Pour libérer tout le potentiel de l’entrepreneuriat créatif, les pouvoirs publics doivent jouer un rôle clé en facilitant la création d’infrastructures et en mettant en place des politiques fiscales et réglementaires adaptées.
En Afrique du Sud, le gouvernement soutient la création de centres créatifs, tels que Artscape, une organisation qui promeut les arts et la culture à travers des programmes de résidence pour artistes.
Les partenariats entre les secteurs publics et privés sont essentiels pour consolider l’écosystème créatif en Afrique. Ces collaborations permettent de mutualiser les ressources et de donner plus d’envergure aux projets créatifs.
Le programme Mzansi Golden Economy en Afrique du Sud, lancé par le gouvernement, soutient les industries créatives via des subventions, des programmes d’incubation et des initiatives visant à internationaliser les talents locaux.
L’entrepreneuriat créatif et culturel en Afrique est plus qu’une simple tendance ; il représente un véritable levier de transformation sociale et économique pour le continent.
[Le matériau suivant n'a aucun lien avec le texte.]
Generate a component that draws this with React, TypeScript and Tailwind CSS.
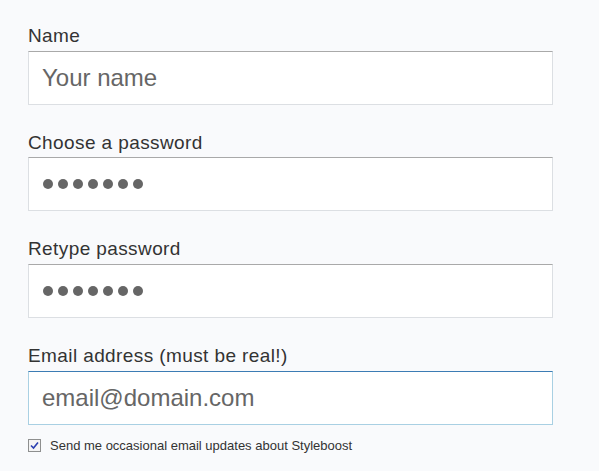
import React from "react";

const font = { fontFamily: '"Liberation Sans", Arial, sans-serif' };

function Label({ children }: { children: React.ReactNode }) {
  return (
    <label className="block text-[19px] leading-[20.67px] tracking-[0.4px] text-[#333] mb-[4px]">{children}</label>
  );
}

function Dots() {
  return (
    <div className="flex items-center gap-[5px]">
      {[0, 1, 2, 3, 4, 5, 6].map((i) => (
        <span key={i} className="block w-[10px] h-[10px] rounded-full bg-[#666]" />
      ))}
    </div>
  );
}

export default function App() {
  return (
    <div className="min-h-[471px] w-[599px] bg-[#f9fafc] pt-[26px] pl-[28px]" style={font}>
      <div className="w-[525px] flex flex-col gap-[28px]">
        <div>
          <Label>Name</Label>
          <div className="h-[54px] bg-white border border-[#dcdfe3] border-t-[#a9a9a9] flex items-center pl-[13px] text-[24px] text-[#666]">
            Your name
          </div>
        </div>
        <div>
          <Label>Choose a password</Label>
          <div className="h-[54px] bg-white border border-[#dcdfe3] border-t-[#a9a9a9] flex items-center pl-[14px]">
            <Dots />
          </div>
        </div>
        <div>
          <Label>Retype password</Label>
          <div className="h-[54px] bg-white border border-[#dcdfe3] border-t-[#a9a9a9] flex items-center pl-[14px]">
            <Dots />
          </div>
        </div>
        <div>
          <Label>Email address (must be real!)</Label>
          <div className="h-[54px] bg-white border border-[#a9d0e3] border-t-[#3c7cb4] flex items-center pl-[13px] text-[24px] text-[#666]">
            email@domain.com
          </div>
          <div className="flex items-center mt-[13px]">
            <span className="w-[13px] h-[13px] border border-[#8e8f8f] bg-[#f4f4f4] flex items-center justify-center">
              <svg width="9" height="9" viewBox="0 0 9 9">
                <path d="M1 4.5 L3.5 7 L8 1.5" stroke="#2a3fb0" strokeWidth="1.6" fill="none" />
              </svg>
            </span>
            <span className="ml-[9px] text-[13px] leading-[16px] text-[#333]">
              Send me occasional email updates about Styleboost
            </span>
          </div>
        </div>
      </div>
    </div>
  );
}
Grâce à l’innovation, au dynamisme de sa jeunesse et à l’ancrage profond dans les cultures locales, cet entrepreneuriat redéfinit l’identité africaine tout en ouvrant des perspectives de croissance inclusives et durables.
Les exemples de réussite dans les secteurs de la mode, de la musique, du cinéma ou de l’artisanat témoignent du potentiel colossal de ces industries. Cependant, pour que cette dynamique s’installe durablement, un soutien accru des pouvoirs publics et des financements adaptés seront essentiels. Si ces défis sont relevés, l’Afrique pourrait devenir l’un des principaux pôles de création artistique et culturelle du XXIe siècle, renforçant ainsi son rayonnement à l’échelle mondiale.